When Infinity Comes To Life-Cantoni Crescenti Studio

Rejane Cantoni e Leonardo Crescenti

The two work together in the development of strategies for the experimentation and implementation of audio-tactile-visual interfaces that make it possible for the public to explore and interact naturally with data banks and virtual, remote or hybrid environments.

Rejane Cantoni studied Communication, Semiotics, Visualization of Information Systems and Kinematic Interfaces, in São Paulo and in Geneva; since 1987 she has researched and developed immersive installations with devices for the acquisition and manipulation of data in natural and/or sensorized and automated environments.

Leonardo Crescenti studied archiutecture at FAU/USP, in São Paulo; since 1978 he has investigated and developed projects in various media and supports. As director, he has realized 13 short films receiving numerous awards and national and international participations, including 3 participations in the Director´s Fortnight in the Cannes Film Festival.





700k of metallic structure (i.e., rolled steel, 12 pipe sleeves, 1 crosspiece, 4 grooved pulleys, 4 rollers, 4 springs, 8 angle irons, cables, screws, bolts and nuts); 99 acrylic mirrored plates (1 meter wide x 1 meter high x 0.002 meter thick);18 mdf plates (1 meter wide x 3 meters high x 0.015 meters thick ); 1 locking system for rotating door.

Imagine a 3 x 3 x 3 mirrored cube suspended 25 centimeters from the floor supported on a crosspiece in the center of a base having four springs, one on each corner. Two of its facets rotate on its central axle. One facet pivots and the other facet balances. This pivoting wall also acts as an entrance door to its interior.

When looking from the outside, the mirror reflects the surrounding area. When looking from the inside, upon closing the door, infinite reflections appear in all directions. The walls do not touch, in other words, the external area is visible through lines that are 3 centimeters thick and 3 meters long. These lines are reflected while maintaining the color, light and the movement of the external area, wherein the multiple reflections generate a kaleidoscope effect.

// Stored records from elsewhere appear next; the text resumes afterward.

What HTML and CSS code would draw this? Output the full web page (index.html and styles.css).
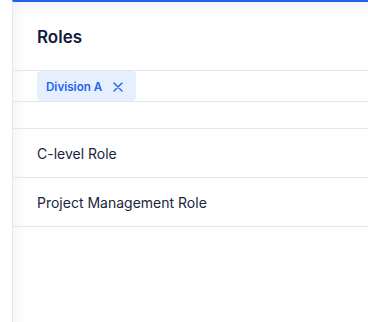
FILE: index.html
```html
<!DOCTYPE html>
<html lang="en">
<head>
  <meta charset="UTF-8">
  <meta name="viewport" content="width=device-width, initial-scale=1.0">
  <title>Roles</title>
  <link rel="stylesheet" href="styles.css">
</head>
<body>
<div class="panel">
  <div class="panel-header">
    <h1>Roles</h1>
  </div>
  <div class="filters">
    <span class="chip">
      Division A
      <svg class="chip-close" width="10" height="10" viewBox="0 0 10 10">
        <path d="M1 1 L9 9 M9 1 L1 9" stroke="currentColor" stroke-width="1.4" stroke-linecap="round" fill="none"/>
      </svg>
    </span>
  </div>
  <div class="spacer-row"></div>
  <ul class="role-list">
    <li>C-level Role</li>
    <li>Project Management Role</li>
  </ul>
</div>
</body>
</html>
```

FILE: styles.css
```css
body {
  font-family: Inter, "Noto Sans", sans-serif;
  margin: 0;
  padding: 0 0 0 12px;
  background-color: #fff;
  height: 322px;
  box-sizing: border-box;
}

.panel {
  height: 100%;
  border-top: 2px solid #1d63ed;
  border-left: 1px solid #e4e7f4;
  box-shadow: inset 10px 10px 14px -8px rgba(30, 40, 90, 0.07);
  box-sizing: border-box;
}

.panel-header {
  height: 66px;
  padding: 2px 0 0 24px;
  display: flex;
  align-items: center;
  border-bottom: 1px solid #e3e6ee;
}

h1 {
  margin: 0;
  font-size: 17px;
  font-weight: 600;
  color: #0f1b3d;
}

.filters {
  height: 30px;
  padding-left: 24px;
  display: flex;
  align-items: center;
  border-bottom: 1px solid #e3e6ee;
}

.chip {
  height: 30px;
  display: inline-flex;
  align-items: center;
  gap: 11px;
  padding: 1px 13px 0 9px;
  box-sizing: border-box;
  background-color: #e6effe;
  color: #1d63ed;
  font-size: 11.6px;
  font-weight: 600;
  border-radius: 4px;
}

.chip-close {
  display: block;
}

.spacer-row {
  height: 26px;
  border-bottom: 1px solid #e3e6ee;
}

.role-list {
  list-style: none;
  margin: 0;
  padding: 0;
}

.role-list li {
  height: 48px;
  padding-left: 24px;
  display: flex;
  align-items: center;
  font-size: 14px;
  color: #1b2540;
  border-bottom: 1px solid #e3e6ee;
}
```
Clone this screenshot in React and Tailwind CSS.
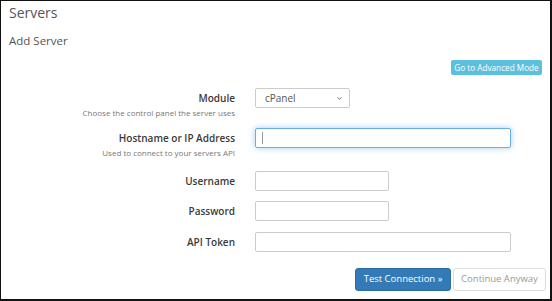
import { ChevronDown } from "lucide-react";

function Row({ label, help, children, className = "" }) {
  return (
    <div className={`flex items-start ${className}`}>
      <div className="w-[234px] flex flex-col items-end shrink-0">
        <div className="text-[10px] leading-[20px] font-semibold text-[#3a3a3a]">{label}</div>
        {help && <div className="text-[8px] leading-[10px] text-[#777]">{help}</div>}
      </div>
      <div className="ml-[20px]">{children}</div>
    </div>
  );
}

export default function App() {
  return (
    <div className="w-[552px] h-[301px] bg-white font-['Open_Sans',sans-serif] border-l border-t border-r-2 border-b-2 border-[#111] overflow-hidden">
      <div className="pl-[8px]">
        <h1 className="text-[14px] leading-[20px] pt-[2px] text-[#555]">Servers</h1>
        <h2 className="mt-[10px] text-[11.5px] leading-[16px] text-[#555]">Add Server</h2>
      </div>

      <div className="flex justify-end pr-[8px] mt-[11px]">
        <button className="w-[91px] h-[15px] rounded-[2px] bg-[#5bc0de] text-white text-[8.2px] leading-[15px] whitespace-nowrap">
          Go to Advanced Mode
        </button>
      </div>

      <Row label="Module" help="Choose the control panel the server uses" className="mt-[13px]">
        <div className="relative w-[95px] h-[20px] border border-[#ccc] rounded-[2px] text-[10px] leading-[18px] text-[#555] pl-[9px]">
          cPanel
          <ChevronDown className="absolute right-[6px] top-[6px] w-[7px] h-[7px] text-[#666]" strokeWidth={3} />
        </div>
      </Row>

      <Row label="Hostname or IP Address" help="Used to connect to your servers API" className="mt-[10px]">
        <div className="relative w-[256px] h-[20px] border border-[#66afe9] rounded-[2px] shadow-[0_0_6px_rgba(102,175,233,0.6)]">
          <span className="absolute left-[6px] top-[3px] w-px h-[12px] bg-[#999]" />
        </div>
      </Row>

      <Row label="Username" className="mt-[13px]">
        <div className="w-[134px] h-[20px] border border-[#ccc] rounded-[2px]" />
      </Row>

      <Row label="Password" className="mt-[10px]">
        <div className="w-[134px] h-[20px] border border-[#ccc] rounded-[2px]" />
      </Row>

      <Row label="API Token" className="mt-[11px]">
        <div className="w-[256px] h-[20px] border border-[#ccc] rounded-[2px]" />
      </Row>

      <div className="flex justify-end gap-[2px] pr-[4px] mt-[16px]">
        <button className="w-[96px] h-[23px] rounded-[3px] bg-[#337ab7] border border-[#2e6da4] text-white text-[9.5px]">
          Test Connection »
        </button>
        <button className="w-[93px] h-[23px] rounded-[3px] bg-white border border-[#ddd] text-[#999] text-[9.5px]">
          Continue Anyway
        </button>
      </div>
    </div>
  );
}
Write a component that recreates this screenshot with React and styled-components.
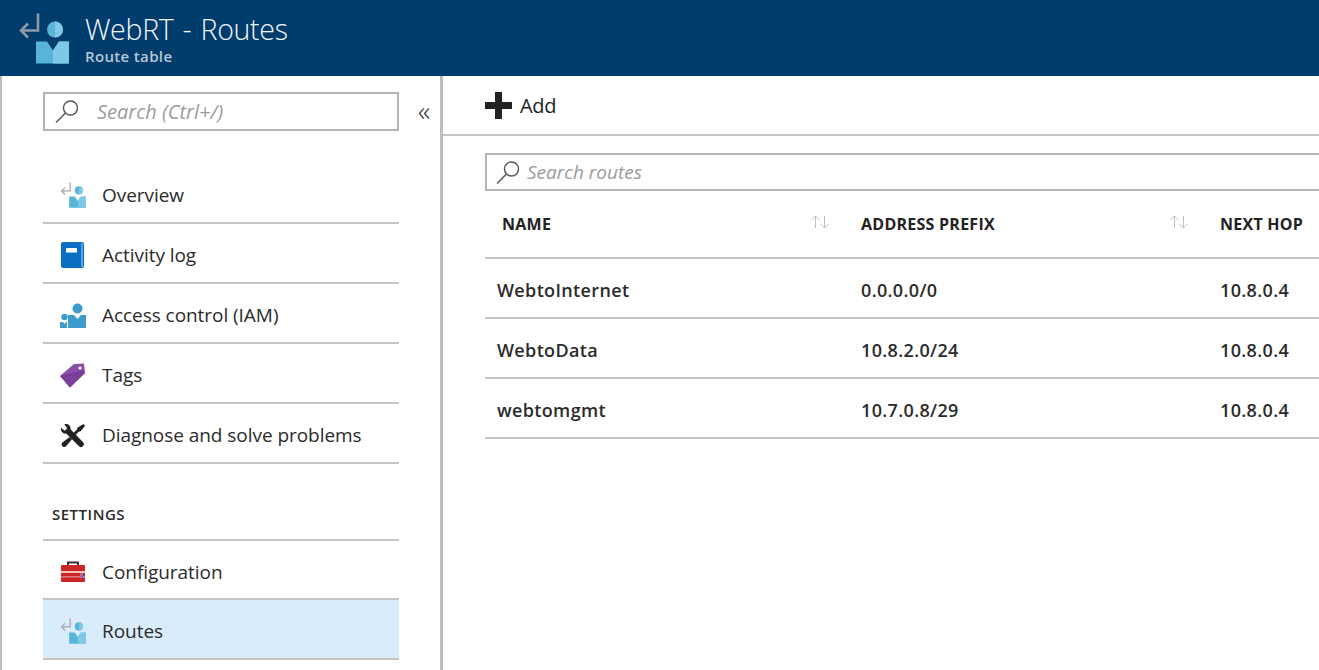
import React from 'react'
import styled, { createGlobalStyle } from 'styled-components'

const GlobalStyle = createGlobalStyle`
  html, body {
    margin: 0;
    padding: 0;
    height: 100%;
    overflow: hidden;
    background: white;
    font-family: 'Open Sans', 'Noto Sans', sans-serif;
    color: #222;
  }
`

const Page = styled.div`
  width: 1319px;
  height: 670px;
  display: flex;
  flex-direction: column;
  overflow: hidden;
`

const Header = styled.header`
  height: 76px;
  flex: none;
  background: #003c6c;
  display: flex;
  align-items: center;
  padding-left: 18px;
  gap: 16px;
`

const HeaderText = styled.div`
  display: flex;
  flex-direction: column;
`

const Title = styled.div`
  color: #f2f6fa;
  font-size: 28.5px;
  font-weight: 300;
  line-height: 36px;
  letter-spacing: -0.3px;
  word-spacing: 2px;
`

const Subtitle = styled.div`
  color: #b9c7d6;
  font-size: 15px;
  font-weight: 600;
  line-height: 18px;
  letter-spacing: 0.35px;
`

const Body = styled.div`
  flex: 1;
  display: flex;
  min-height: 0;
  border-left: 2px solid #bdbdbd;
`

const Sidebar = styled.aside`
  width: 441px;
  flex: none;
  box-sizing: border-box;
  border-right: 3px solid #bdbdbd;
  padding: 16px 0 0 41px;
`

const SearchRow = styled.div`
  display: flex;
  align-items: center;
`

const SearchBox = styled.div`
  box-sizing: border-box;
  display: flex;
  align-items: center;
  border: 2px solid #b4b4b4;
  color: #9b9b9b;
  font-style: italic;
  height: ${props => props.tall}px;
  width: ${props => props.wide};
  padding-left: ${props => props.pad}px;
  gap: ${props => props.gap}px;
  font-size: ${props => props.size}px;
  flex: none;
`

const Collapse = styled.div`
  margin-left: 19px;
  font-size: 28px;
  font-weight: 300;
  line-height: 28px;
  color: #333;
  padding-bottom: 4px;
`

const NavList = styled.nav`
  width: 356px;
  margin-top: ${props => props.top}px;
`

const NavItem = styled.div`
  box-sizing: border-box;
  height: ${props => (props.first ? 61 : 60)}px;
  display: flex;
  align-items: center;
  padding-top: 4px;
  border-bottom: 2px solid #c4c4c4;
  border-top: ${props => (props.first ? '2px solid #c4c4c4' : 'none')};
  background: ${props => (props.active ? '#d9ecfb' : 'transparent')};
  font-size: 19px;
  letter-spacing: -0.05px;
  color: #2b2b2b;
`

const NavIcon = styled.div`
  width: 59px;
  flex: none;
  display: flex;
  justify-content: center;
`

const SectionLabel = styled.div`
  margin-top: 40px;
  padding-left: 9px;
  height: 35px;
  font-size: 15px;
  font-weight: 600;
  line-height: 20px;
  letter-spacing: 0.5px;
  color: #2b2b2b;
`

const Main = styled.main`
  flex: 1;
  min-width: 0;
`

const Toolbar = styled.div`
  box-sizing: border-box;
  height: 60px;
  display: flex;
  align-items: center;
  gap: 8px;
  padding-left: 42px;
  border-bottom: 2px solid #c4c4c4;
  font-size: 20px;
  letter-spacing: -0.3px;
  color: #222;
`

const Content = styled.div`
  padding: 17px 0 0 42px;
`

const Row = styled.div`
  display: grid;
  grid-template-columns: 359px 359px 1fr;
  box-sizing: border-box;
  height: 60px;
  padding-top: 4px;
  align-items: center;
  border-bottom: 2px solid #c4c4c4;
`

const HeadRow = styled(Row)`
  height: 68px;
  padding-top: 0;
`

const HeadCell = styled.div`
  display: flex;
  justify-content: space-between;
  align-items: center;
  padding: 0 14px 0 17px;
  font-size: 16px;
  font-weight: 700;
  letter-spacing: 0.25px;
  color: #222;
  white-space: nowrap;
`

const Sort = styled.svg`
  margin-top: -5px;
`

const Cell = styled.div`
  padding-left: ${props => (props.name ? 12 : 17)}px;
  font-size: 18px;
  font-weight: 600;
  letter-spacing: 0.35px;
  color: #2b2b2b;
`

const Magnifier = ({ size = 27 }) => (
  <svg width={size} height={size} viewBox='0 0 27 27' fill='none' stroke='#555' strokeWidth='1.4'>
    <circle cx='16.5' cy='10' r='7' />
    <path d='M11.5 15 2 24.5' />
  </svg>
)

const RouteIcon = ({ size = 26, arrow = '#a6a6a6', line = 2.4 }) => (
  <svg width={size} height={size} viewBox='0 0 51 50' fill='none'>
    <path d='M20 0v17H3M10 10l-7 7 7 7' stroke={arrow} strokeWidth={line} />
    <circle cx='37' cy='16' r='8' fill='#59b4d9' />
    <path d='M37 8a8 8 0 0 1 0 16z' fill='#7fc9e6' />
    <path d='M18 28h11l6 9 6-9h10v22H18z' fill='#59b4d9' />
    <path d='M35 37l6-9h10v22H35z' fill='#7fc9e6' />
  </svg>
)

const BookIcon = () => (
  <svg width='23' height='26' viewBox='0 0 23 26'>
    <rect x='0' y='0' width='23' height='26' rx='2' fill='#0a6fc2' />
    <rect x='20' y='1' width='2' height='24' fill='#57a3dc' />
    <rect x='5' y='6' width='11' height='4.500' rx='.5' fill='#fff' />
  </svg>
)

const IamIcon = () => (
  <svg width='26' height='25' viewBox='0 0 26 25'>
    <circle cx='17.500' cy='5.500' r='5' fill='#3d9ccb' />
    <path d='M8 12h6l3.500 4 3.500-4h5v13H8z' fill='#3d9ccb' />
    <circle cx='4.500' cy='14' r='3.200' fill='#3d9ccb' />
    <path d='M0 19h3l1.500 2 1.500-2h1v6H0z' fill='#3d9ccb' />
  </svg>
)

const TagIcon = () => (
  <svg width='27' height='26' viewBox='0 0 27 26'>
    <path d='M15 2 25 1.500 26 11 11 25.500 1 14z' fill='#8a50a8' />
    <path d='M1 14l10 11.500L26 11l-2-3z' fill='#7a3f99' />
    <circle cx='21' cy='6' r='1.600' fill='#fff' />
  </svg>
)

const ToolsIcon = () => (
  <svg width='25' height='25' viewBox='0 0 26 26' fill='#222'>
    <path d='M1 5l4 3 2.500-2.500L4.500 1.500C8 0 11.500 2.500 11 6.500L24 20a3 3 0 0 1-4.500 4L6.500 11C3 11.500.5 8.500 1 5z' />
    <path d='M24.500 1 26 3l-4.500 5.500-2 .5L16 12.500 14 10.500 17.500 7 18 5z' />
    <path d='M10 14.500l2.500 2.500-6 7a2.700 2.700 0 0 1-4-3.800z' />
  </svg>
)

const ToolboxIcon = () => (
  <svg width='24' height='21' viewBox='0 0 24 21'>
    <path d='M7 5V1.500h10V5' fill='none' stroke='#333' strokeWidth='2' />
    <rect x='0' y='4' width='24' height='17' rx='1' fill='#c9262a' />
    <rect x='0' y='10' width='24' height='2' fill='#f0c8b4' />
    <rect x='0' y='15' width='24' height='1.500' fill='#e5777a' />
    <rect x='19' y='12' width='3' height='5' fill='#8f6fb5' />
  </svg>
)

const PlusIcon = () => (
  <svg width='27' height='27' viewBox='0 0 27 27' fill='#222'>
    <path d='M10 0h7v10h10v7H17v10h-7V17H0v-7h10z' />
  </svg>
)

const SortIcon = () => (
  <Sort width='20' height='14' viewBox='0 0 20 14' fill='none' stroke='#bdbdbd' strokeWidth='1'>
    <path d='M5.500 13V1M1.500 5l4-4 4 4M14.500 1v12M10.500 9l4 4 4-4' />
  </Sort>
)

const topNav = [
  { label: 'Overview', icon: <RouteIcon /> },
  { label: 'Activity log', icon: <BookIcon /> },
  { label: 'Access control (IAM)', icon: <IamIcon /> },
  { label: 'Tags', icon: <TagIcon /> },
  { label: 'Diagnose and solve problems', icon: <ToolsIcon /> }
]

const routes = [
  { name: 'WebtoInternet', prefix: '0.0.0.0/0', hop: '10.8.0.4' },
  { name: 'WebtoData', prefix: '10.8.2.0/24', hop: '10.8.0.4' },
  { name: 'webtomgmt', prefix: '10.7.0.8/29', hop: '10.8.0.4' }
]

export default function App () {
  return (
    <Page>
      <GlobalStyle />
      <Header>
        <RouteIcon size={51} arrow='#8e9aa6' line={2.6} />
        <HeaderText>
          <Title>WebRT - Routes</Title>
          <Subtitle>Route table</Subtitle>
        </HeaderText>
      </Header>
      <Body>
        <Sidebar>
          <SearchRow>
            <SearchBox tall={39} wide='356px' pad={9} gap={16} size={20}>
              <Magnifier />
              Search (Ctrl+/)
            </SearchBox>
            <Collapse>«</Collapse>
          </SearchRow>
          <NavList top={33}>
            {topNav.map(item => (
              <NavItem key={item.label}>
                <NavIcon>{item.icon}</NavIcon>
                {item.label}
              </NavItem>
            ))}
          </NavList>
          <SectionLabel>SETTINGS</SectionLabel>
          <NavList top={0}>
            <NavItem first>
              <NavIcon><ToolboxIcon /></NavIcon>
              Configuration
            </NavItem>
            <NavItem active>
              <NavIcon><RouteIcon /></NavIcon>
              Routes
            </NavItem>
          </NavList>
        </Sidebar>
        <Main>
          <Toolbar>
            <PlusIcon />
            Add
          </Toolbar>
          <Content>
            {/* the box runs past the window's right edge */}
            <SearchBox tall={38} wide='calc(100% + 20px)' pad={8} gap={5} size={19}>
              <Magnifier />
              Search routes
            </SearchBox>
            <HeadRow>
              <HeadCell>NAME<SortIcon /></HeadCell>
              <HeadCell>ADDRESS PREFIX<SortIcon /></HeadCell>
              <HeadCell>NEXT HOP</HeadCell>
            </HeadRow>
            {routes.map(route => (
              <Row key={route.name}>
                <Cell name='true'>{route.name}</Cell>
                <Cell>{route.prefix}</Cell>
                <Cell>{route.hop}</Cell>
              </Row>
            ))}
          </Content>
        </Main>
      </Body>
    </Page>
  )
}
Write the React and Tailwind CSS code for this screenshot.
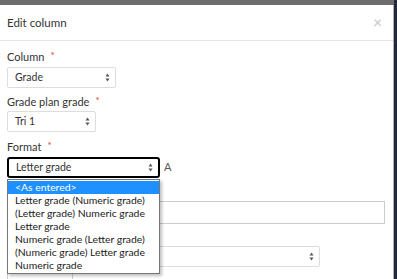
const formats = [
  "<As entered>",
  "Letter grade (Numeric grade)",
  "(Letter grade) Numeric grade",
  "Letter grade",
  "Numeric grade (Letter grade)",
  "(Numeric grade) Letter grade",
  "Numeric grade",
];

const Arrows = () => (
  <svg width="5" height="9" viewBox="0 0 5 9" className="shrink-0">
    <path d="M2.5 0.5 L4.5 3.5 L0.5 3.5 Z" fill="#555" />
    <path d="M2.5 8.5 L4.5 5.5 L0.5 5.5 Z" fill="#555" />
  </svg>
);

const Label = ({ children }) => (
  <div className="h-[16px] flex items-center text-[11px] text-[#333]">
    {children}
    <span className="text-[#e33] text-[10px] ml-[6px] -mt-[4px]">*</span>
  </div>
);

const Select = ({ value, w, focus }) => (
  <div
    className={`${w} h-[21px] flex items-center justify-between pl-[7px] pr-[5px] bg-white text-[10.5px] text-[#333] ${
      focus ? "border-2 border-black rounded-[3px]" : "border border-[#ddd] rounded-[2px]"
    }`}
  >
    <span>{value}</span>
    <Arrows />
  </div>
);

const App = () => {
  return (
    <div
      className="w-[397px] h-[279px] bg-[#6e6e6e] flex overflow-hidden"
      style={{ fontFamily: "Lato, 'Liberation Sans', sans-serif" }}
    >
      <div className="mt-[5px] w-[394px] bg-white border-r border-[#b0b0b0] flex flex-col">
        <div className="h-[36px] shrink-0 px-[7px] flex items-center justify-between border-b border-[#e5e5e5]">
          <span className="text-[11.5px] text-[#333] mt-[1px]">Edit column</span>
          <span className="text-[15px] font-bold text-[#cfcfcf] mr-[4px] leading-none">×</span>
        </div>
        <div className="px-[7px] pt-[8px] flex flex-col">
          <Label>Column</Label>
          <div className="mt-[2px]">
            <Select value="Grade" w="w-[109px]" />
          </div>
          <div className="mt-[6px]">
            <Label>Grade plan grade</Label>
          </div>
          <div className="mt-[1px]">
            <Select value="Tri 1" w="w-[89px]" />
          </div>
          <div className="mt-[7px]">
            <Label>Format</Label>
          </div>
          <div className="mt-[2px] relative flex items-center">
            <Select value="Letter grade" w="w-[153px]" focus />
            <span className="ml-[4px] text-[11px] text-[#555]">A</span>
            <div className="absolute left-0 top-[22px] w-[153px] bg-white border border-[#777] shadow-[2px_2px_3px_rgba(0,0,0,0.25)] z-10 py-px">
              {formats.map((f, i) => (
                <div
                  key={f}
                  className={`h-[13px] leading-[13px] pl-[7px] text-[10.4px] ${
                    i === 0 ? "bg-[#1e90ff] text-white" : "text-[#1a1a1a]"
                  }`}
                >
                  {f}
                </div>
              ))}
            </div>
          </div>
          <div className="mt-[7px] h-[16px]" />
          <div className="h-[23px] w-[378px] border border-[#ccc]" />
          <div className="mt-[6px] h-[16px]" />
          <div className="w-[313px] h-[21px] border border-[#ddd] rounded-[2px] flex items-center justify-end pr-[5px]">
            <Arrows />
          </div>
          <div className="mt-[5px] w-[66px] h-[10px] border border-[#ccc]" />
        </div>
      </div>
      <div className="flex-1 bg-[#23293a]" />
    </div>
  );
};

export default App;
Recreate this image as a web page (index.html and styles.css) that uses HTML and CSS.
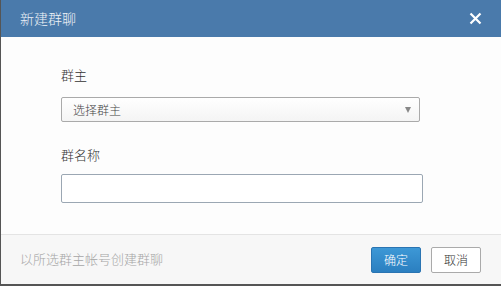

Imagine being at the center of this cube that, in turn, is being reflected on each of its six walls and throughout all the corner edges and angles.

When positioned in the center, the cube is aligned on its neutral horizontal position of 0º and the reflections are now orthogonal. Walking straight ahead the entire cube inclines up to 3º balancing on the wall in front at an angle relative to the assemblage of up to 3º, distorting the area reflected on the inside, curving it downwards. Walking backwards, the wall is balancing in the opposite direction, and the area curving upwards. Moving to the left, the entire cube inclines up to 3º to the left, pivoting the wall behind it, likewise, in up to 3º and curving the space reflected to the left while, moving to the right causes a symmetrical effect. Walking to one of the corners, the result is a composite of two of these four movements.

3o is an angle that, when multiplied by 30 reflections, causes 90º of the last reflection to disappear.

Depict infinite space using your body mass, and through your movement inside the cube. Construct curves upward or downward, to the left or to the right softly tilting the assemblage, pivoting two of its walls using a precise system of counter-weight, grooved pulleys and steel cables. The reflected architecture sliding subtlely on the external facets make the cube almost invisible, mimicking the surroundings. The sensation of a closed space exploding to the infinite invokes thoughts of dimmensionality. Understanding the infinite is possible. Infinite cubed is merely mathematically impossible.


FLOOR | 2007 |



Stainless steel plate, electronic sensor system, mechanical wave simulator and aluminum contours.

FLOOR is an interactive interface designed to transfer data of strength and movement in the human-human relation and the human-space time relation.

The mode of agencying the FlOOR interface is very simple: you step on one of the two ends of the machine and this action produces a displacement of haptic information, that is, a wave is displaced in the direction equivalent to the action.

For the other users (not interactors), it is worth noting that the wave in movement lifts the steel plate and the assemblage lifts who or what is on it.  This quality of the device principally generates two types of sensory input: (1) haptic information produced by the wave passing through the body; (2) visual information produced by projecting the deformation of the FLOOR as the wave passes through.


SOLAR | 2009 |


Wooden base (1m diameter x 0.30m high), 02 metal dials, pins, springs, pressure sensors, structure of panoramic projection (04 data projectors), PC, metal cross, a pair of two semi-loops (one is 3m de high x 0.30m wide x 0.005m thick and the other is 2.90m high x 0.30m wide x 0.005m thick), a light bulb, a dimmer, two engines, gears, cog rails and an cables.

Imagine entering a machine, supplying the co-ordinates of a city and a specific moment in time and as a response you receive the direction, the intensity and the sensation of heat and light that the sun radiated in that time-space.

Solar is a robotic installation, immersive and interactive, designed to simulate qualities and measures of solar light in relation to man-space time.